§ What the exercise asks:
Identify, in the records below, every line where the string "styles" appears, and copy each such line.

§ Dataset excerpts:
......

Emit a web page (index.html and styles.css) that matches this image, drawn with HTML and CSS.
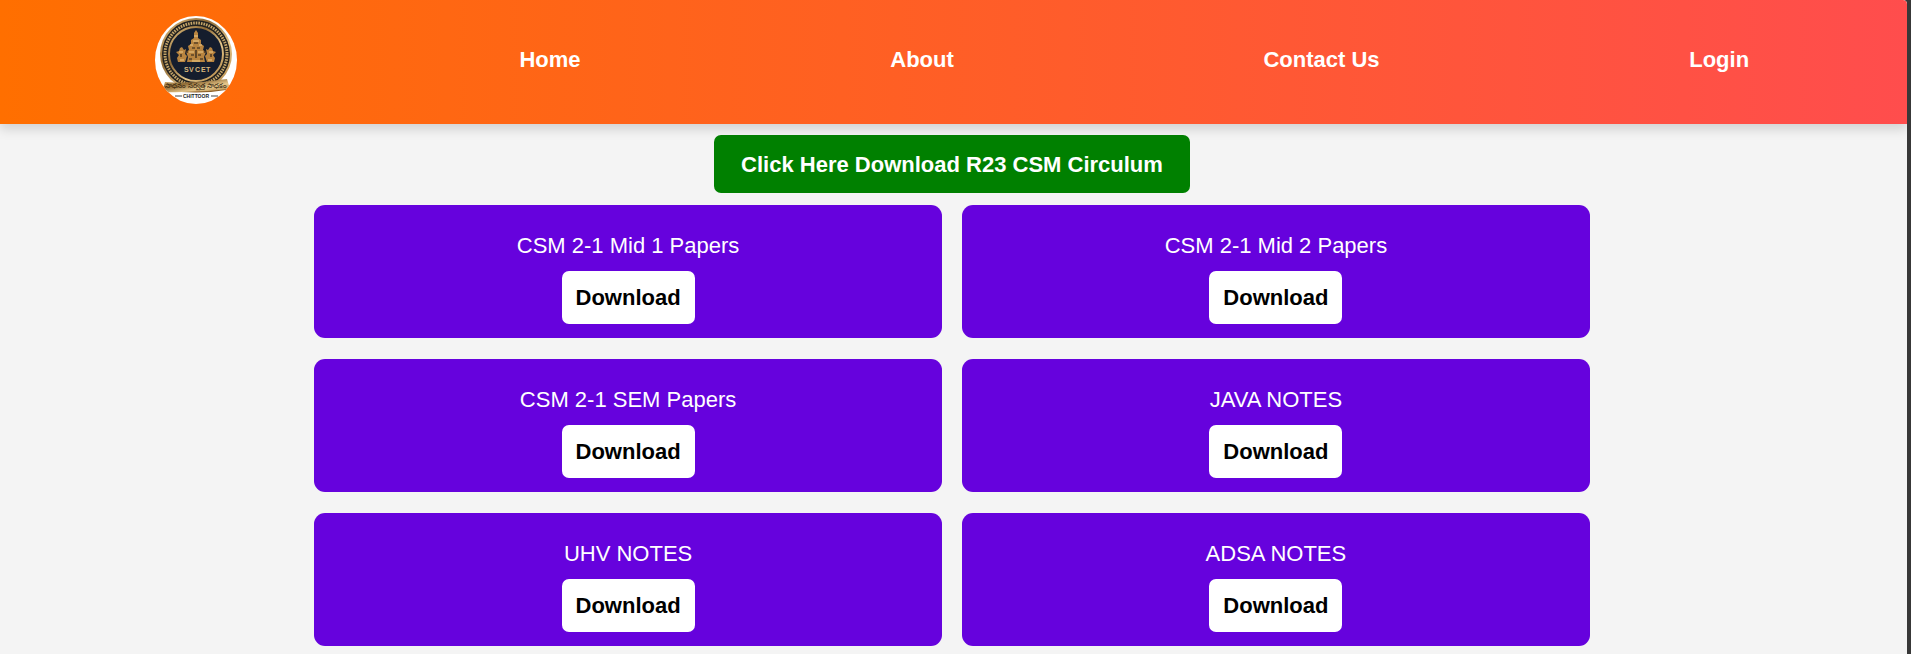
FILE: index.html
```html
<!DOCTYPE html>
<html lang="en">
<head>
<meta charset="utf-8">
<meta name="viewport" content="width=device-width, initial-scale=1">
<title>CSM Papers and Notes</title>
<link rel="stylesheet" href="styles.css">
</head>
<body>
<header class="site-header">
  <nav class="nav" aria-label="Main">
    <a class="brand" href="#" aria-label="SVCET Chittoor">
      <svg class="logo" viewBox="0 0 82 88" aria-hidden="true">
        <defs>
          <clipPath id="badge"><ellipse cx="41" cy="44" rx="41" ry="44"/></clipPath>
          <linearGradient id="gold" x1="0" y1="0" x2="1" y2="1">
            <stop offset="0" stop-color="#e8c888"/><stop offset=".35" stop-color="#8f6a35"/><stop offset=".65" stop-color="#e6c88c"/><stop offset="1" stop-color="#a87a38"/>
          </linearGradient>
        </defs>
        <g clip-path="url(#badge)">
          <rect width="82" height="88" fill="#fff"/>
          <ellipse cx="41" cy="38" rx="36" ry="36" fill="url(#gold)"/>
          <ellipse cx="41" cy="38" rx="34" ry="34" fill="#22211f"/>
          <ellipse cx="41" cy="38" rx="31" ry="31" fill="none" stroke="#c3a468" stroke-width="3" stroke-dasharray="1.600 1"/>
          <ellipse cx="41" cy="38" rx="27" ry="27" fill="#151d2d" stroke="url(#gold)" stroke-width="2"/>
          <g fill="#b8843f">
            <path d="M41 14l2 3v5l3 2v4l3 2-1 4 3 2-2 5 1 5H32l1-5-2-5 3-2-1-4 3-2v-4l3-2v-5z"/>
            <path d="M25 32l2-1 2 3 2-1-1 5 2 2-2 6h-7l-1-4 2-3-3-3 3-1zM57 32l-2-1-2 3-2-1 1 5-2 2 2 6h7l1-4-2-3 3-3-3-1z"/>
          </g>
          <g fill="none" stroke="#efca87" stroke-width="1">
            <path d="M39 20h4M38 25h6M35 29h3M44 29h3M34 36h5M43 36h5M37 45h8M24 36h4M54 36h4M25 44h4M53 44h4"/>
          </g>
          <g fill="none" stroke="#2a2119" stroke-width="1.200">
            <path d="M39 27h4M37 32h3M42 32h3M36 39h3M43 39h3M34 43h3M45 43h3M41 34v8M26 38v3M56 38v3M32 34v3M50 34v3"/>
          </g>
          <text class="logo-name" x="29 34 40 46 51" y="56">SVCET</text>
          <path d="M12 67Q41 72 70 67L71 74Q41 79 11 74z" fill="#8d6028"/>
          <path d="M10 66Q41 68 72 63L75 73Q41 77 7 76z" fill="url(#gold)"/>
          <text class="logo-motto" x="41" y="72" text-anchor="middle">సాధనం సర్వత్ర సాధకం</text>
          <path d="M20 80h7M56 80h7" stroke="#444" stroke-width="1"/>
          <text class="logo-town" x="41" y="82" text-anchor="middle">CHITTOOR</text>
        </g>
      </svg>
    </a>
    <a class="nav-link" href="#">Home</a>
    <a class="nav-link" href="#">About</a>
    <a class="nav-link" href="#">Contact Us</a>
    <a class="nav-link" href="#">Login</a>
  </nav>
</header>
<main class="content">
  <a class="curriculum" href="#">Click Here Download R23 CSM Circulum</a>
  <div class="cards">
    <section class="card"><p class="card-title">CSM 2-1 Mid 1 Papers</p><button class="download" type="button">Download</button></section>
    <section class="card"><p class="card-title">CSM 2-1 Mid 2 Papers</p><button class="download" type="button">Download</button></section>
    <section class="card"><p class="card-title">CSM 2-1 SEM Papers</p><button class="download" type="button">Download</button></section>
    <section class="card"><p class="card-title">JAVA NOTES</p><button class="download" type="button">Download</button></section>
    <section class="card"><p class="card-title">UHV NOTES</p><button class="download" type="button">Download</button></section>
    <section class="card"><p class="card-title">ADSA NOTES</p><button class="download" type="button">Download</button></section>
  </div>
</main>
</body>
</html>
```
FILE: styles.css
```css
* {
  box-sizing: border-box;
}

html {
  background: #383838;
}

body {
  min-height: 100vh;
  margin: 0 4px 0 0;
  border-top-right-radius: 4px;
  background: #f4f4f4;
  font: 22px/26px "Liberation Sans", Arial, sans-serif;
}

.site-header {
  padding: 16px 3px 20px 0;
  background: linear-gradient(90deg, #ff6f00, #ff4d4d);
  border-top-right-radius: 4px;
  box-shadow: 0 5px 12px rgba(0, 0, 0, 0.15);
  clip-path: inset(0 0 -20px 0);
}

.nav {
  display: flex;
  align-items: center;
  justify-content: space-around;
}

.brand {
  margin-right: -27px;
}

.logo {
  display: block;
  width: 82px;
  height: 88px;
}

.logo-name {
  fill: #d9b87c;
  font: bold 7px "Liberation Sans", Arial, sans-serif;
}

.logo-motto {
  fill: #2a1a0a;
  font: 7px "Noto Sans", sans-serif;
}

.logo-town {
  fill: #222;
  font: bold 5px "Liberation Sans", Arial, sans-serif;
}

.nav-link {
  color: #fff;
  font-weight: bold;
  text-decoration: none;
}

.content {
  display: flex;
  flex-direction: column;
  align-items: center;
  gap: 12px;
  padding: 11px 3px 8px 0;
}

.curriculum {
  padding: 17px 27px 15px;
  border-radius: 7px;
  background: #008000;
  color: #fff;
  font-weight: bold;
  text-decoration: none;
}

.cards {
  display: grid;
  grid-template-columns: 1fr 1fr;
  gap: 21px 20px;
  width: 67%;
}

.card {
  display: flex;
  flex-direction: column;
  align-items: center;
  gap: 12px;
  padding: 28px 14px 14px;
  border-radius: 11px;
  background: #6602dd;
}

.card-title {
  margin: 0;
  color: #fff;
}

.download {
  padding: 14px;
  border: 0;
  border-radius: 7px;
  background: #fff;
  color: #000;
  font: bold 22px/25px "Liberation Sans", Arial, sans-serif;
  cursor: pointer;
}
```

......

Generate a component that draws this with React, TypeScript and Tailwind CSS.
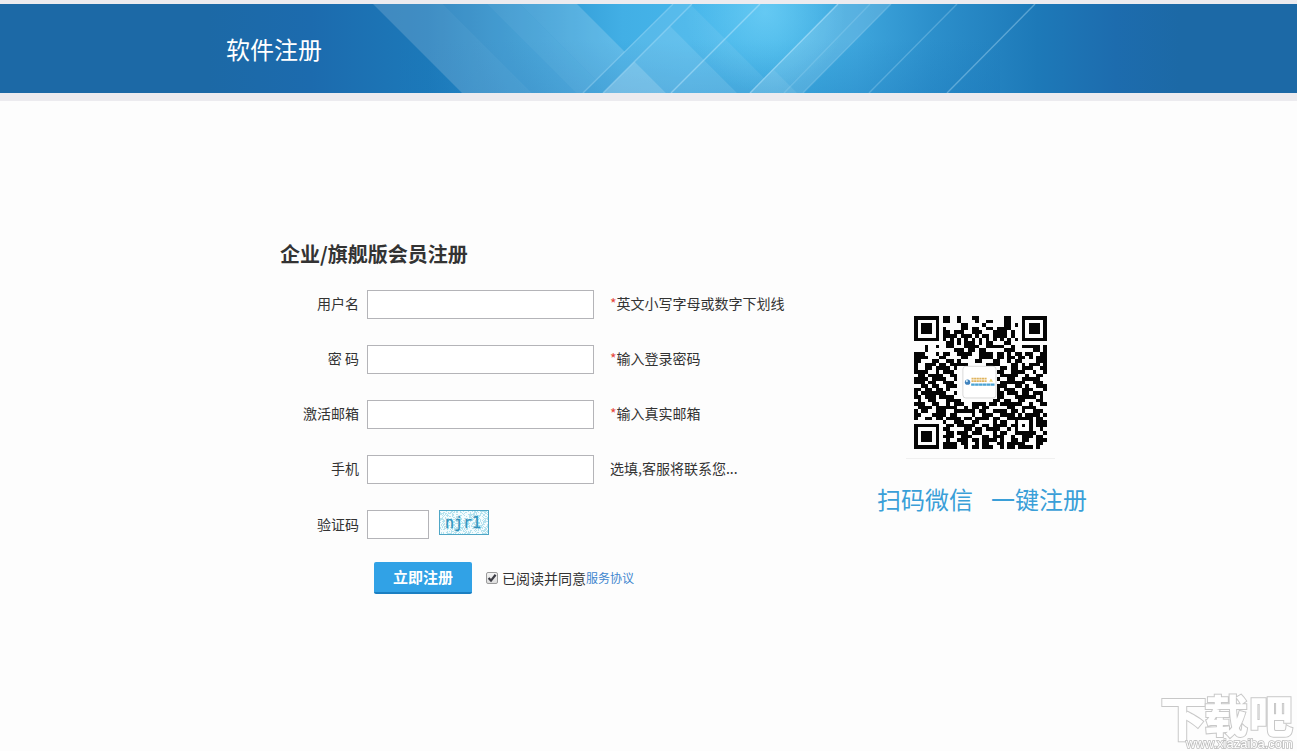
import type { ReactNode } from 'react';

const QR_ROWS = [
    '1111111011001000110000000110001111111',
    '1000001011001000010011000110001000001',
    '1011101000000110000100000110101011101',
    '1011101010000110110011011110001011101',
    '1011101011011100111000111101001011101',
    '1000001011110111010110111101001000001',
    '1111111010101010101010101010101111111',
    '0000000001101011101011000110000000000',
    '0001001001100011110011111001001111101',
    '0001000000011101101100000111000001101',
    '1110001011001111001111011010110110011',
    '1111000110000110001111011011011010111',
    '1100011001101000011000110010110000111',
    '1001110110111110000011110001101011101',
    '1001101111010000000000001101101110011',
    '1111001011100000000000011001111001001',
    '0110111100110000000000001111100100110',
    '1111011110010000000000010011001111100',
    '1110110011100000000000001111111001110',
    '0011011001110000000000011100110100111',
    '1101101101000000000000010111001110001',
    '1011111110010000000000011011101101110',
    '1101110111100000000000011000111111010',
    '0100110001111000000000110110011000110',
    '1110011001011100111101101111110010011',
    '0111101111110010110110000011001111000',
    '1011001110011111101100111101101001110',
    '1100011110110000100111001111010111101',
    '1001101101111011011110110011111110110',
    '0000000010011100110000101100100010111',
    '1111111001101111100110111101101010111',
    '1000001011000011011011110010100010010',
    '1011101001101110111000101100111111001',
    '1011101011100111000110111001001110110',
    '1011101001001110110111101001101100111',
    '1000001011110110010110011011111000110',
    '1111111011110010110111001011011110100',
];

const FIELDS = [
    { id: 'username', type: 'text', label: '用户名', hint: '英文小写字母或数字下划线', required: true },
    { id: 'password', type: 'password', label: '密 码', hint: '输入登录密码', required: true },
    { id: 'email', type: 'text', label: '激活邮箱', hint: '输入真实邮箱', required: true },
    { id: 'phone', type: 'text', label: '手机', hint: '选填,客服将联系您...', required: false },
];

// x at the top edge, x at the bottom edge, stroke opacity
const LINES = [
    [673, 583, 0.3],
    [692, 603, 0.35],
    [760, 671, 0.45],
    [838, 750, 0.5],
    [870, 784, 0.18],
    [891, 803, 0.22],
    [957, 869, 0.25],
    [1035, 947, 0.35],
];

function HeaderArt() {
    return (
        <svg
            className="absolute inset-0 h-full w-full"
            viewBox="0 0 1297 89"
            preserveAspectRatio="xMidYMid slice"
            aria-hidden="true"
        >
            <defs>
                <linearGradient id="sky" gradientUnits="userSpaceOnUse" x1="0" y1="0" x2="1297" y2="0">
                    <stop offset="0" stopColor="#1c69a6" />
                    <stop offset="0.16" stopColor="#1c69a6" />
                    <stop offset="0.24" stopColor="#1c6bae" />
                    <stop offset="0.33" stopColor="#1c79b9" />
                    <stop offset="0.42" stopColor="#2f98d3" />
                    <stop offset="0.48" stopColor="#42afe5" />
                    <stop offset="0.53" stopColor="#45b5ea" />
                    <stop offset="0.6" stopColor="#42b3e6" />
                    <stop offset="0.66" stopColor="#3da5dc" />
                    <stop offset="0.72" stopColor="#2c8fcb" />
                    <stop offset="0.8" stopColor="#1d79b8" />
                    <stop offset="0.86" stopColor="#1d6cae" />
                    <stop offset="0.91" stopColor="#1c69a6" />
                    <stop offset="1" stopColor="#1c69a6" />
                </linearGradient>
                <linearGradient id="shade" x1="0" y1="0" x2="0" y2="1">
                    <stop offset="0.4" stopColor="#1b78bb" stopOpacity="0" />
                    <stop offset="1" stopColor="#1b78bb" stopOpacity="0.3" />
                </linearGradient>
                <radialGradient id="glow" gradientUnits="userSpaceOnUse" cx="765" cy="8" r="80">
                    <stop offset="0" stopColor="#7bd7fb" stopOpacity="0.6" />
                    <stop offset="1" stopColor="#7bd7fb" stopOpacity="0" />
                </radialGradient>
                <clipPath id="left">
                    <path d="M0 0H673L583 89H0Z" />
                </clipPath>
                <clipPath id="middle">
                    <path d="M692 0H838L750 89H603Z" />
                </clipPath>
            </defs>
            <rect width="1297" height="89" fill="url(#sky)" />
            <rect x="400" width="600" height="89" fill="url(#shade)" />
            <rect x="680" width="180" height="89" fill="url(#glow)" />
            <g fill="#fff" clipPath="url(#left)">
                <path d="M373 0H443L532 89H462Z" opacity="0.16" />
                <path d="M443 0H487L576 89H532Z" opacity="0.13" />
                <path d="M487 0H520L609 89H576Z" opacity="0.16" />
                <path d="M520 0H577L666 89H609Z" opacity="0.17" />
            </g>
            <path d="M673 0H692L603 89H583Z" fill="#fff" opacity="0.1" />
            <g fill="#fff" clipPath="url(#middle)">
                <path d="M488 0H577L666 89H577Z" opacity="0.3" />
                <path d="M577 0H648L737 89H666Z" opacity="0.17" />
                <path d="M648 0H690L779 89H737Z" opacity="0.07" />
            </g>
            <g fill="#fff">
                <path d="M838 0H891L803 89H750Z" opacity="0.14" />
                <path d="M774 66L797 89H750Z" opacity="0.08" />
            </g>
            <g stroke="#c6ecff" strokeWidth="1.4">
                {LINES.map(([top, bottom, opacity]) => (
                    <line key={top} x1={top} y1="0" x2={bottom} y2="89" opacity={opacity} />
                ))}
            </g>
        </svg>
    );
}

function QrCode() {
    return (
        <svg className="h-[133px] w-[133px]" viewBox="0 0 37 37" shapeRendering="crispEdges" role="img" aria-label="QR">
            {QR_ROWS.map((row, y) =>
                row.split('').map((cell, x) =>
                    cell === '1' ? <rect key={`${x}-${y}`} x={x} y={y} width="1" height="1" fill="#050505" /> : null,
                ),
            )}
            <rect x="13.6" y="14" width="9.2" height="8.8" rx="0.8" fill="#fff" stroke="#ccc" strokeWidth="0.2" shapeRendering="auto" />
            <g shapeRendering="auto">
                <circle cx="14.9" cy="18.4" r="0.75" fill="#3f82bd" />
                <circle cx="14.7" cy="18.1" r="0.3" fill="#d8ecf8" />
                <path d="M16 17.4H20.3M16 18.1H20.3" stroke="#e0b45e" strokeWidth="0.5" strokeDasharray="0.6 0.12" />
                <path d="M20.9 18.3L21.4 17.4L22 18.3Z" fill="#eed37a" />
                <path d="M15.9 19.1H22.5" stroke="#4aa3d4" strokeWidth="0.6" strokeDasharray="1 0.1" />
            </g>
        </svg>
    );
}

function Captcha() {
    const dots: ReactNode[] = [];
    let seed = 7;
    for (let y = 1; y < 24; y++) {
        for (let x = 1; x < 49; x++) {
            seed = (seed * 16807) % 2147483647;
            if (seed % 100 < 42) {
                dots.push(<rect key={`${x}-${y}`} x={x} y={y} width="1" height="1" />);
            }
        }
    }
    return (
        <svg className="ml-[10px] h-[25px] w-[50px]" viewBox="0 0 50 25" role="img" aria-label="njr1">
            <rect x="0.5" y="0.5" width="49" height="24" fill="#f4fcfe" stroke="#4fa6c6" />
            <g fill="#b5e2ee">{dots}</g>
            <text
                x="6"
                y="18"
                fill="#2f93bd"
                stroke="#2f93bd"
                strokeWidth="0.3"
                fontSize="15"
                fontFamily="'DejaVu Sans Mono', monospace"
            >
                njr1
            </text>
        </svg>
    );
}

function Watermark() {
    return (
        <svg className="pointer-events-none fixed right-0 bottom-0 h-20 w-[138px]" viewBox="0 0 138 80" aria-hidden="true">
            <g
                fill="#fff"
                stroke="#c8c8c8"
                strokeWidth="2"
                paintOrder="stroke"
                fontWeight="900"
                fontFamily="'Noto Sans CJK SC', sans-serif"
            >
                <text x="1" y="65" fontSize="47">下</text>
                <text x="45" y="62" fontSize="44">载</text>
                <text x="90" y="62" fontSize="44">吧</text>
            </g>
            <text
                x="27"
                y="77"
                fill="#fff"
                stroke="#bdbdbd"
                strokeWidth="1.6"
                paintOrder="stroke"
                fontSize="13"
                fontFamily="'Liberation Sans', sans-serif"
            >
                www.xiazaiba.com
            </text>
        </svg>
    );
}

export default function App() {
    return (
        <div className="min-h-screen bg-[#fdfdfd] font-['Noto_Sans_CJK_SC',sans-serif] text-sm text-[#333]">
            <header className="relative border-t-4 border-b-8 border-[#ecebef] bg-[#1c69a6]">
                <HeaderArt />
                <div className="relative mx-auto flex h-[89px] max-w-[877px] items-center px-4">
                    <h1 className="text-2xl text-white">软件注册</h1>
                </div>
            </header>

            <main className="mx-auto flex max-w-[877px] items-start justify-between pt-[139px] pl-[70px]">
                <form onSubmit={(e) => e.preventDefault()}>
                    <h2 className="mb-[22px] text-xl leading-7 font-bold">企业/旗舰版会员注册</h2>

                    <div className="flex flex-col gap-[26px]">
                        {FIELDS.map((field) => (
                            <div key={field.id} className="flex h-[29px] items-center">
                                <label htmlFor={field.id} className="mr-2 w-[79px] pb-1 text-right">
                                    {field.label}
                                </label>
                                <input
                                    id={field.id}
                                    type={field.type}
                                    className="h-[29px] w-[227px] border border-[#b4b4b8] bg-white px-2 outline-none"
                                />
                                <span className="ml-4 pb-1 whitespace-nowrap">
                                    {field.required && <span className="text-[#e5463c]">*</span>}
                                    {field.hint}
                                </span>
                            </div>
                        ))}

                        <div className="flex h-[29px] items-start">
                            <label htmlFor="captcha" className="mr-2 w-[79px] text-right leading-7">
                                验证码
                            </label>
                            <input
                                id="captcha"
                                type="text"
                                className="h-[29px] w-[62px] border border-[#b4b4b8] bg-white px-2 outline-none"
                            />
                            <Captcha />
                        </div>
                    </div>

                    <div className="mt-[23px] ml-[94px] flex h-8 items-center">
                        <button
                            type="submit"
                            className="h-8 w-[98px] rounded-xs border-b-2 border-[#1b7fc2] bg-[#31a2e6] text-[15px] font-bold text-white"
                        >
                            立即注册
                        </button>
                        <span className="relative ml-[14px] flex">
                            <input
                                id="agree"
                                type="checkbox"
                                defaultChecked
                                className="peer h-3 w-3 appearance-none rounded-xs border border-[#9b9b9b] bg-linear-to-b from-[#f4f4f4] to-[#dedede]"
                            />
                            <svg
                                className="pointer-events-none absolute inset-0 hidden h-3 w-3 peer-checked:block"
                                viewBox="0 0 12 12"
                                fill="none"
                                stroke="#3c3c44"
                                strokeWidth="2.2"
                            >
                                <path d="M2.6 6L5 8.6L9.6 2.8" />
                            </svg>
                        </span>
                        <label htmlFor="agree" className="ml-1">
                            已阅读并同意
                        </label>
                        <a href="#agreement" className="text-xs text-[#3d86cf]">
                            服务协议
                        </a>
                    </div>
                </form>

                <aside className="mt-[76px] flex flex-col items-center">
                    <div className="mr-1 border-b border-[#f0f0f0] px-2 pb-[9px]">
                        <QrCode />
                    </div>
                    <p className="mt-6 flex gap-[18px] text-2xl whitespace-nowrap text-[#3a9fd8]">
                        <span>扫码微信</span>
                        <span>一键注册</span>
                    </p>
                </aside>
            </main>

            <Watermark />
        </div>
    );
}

......

§ Solution for this task:
Emit a web page (index.html and styles.css) that matches this image, drawn with HTML and CSS.
<link rel="stylesheet" href="styles.css">
FILE: styles.css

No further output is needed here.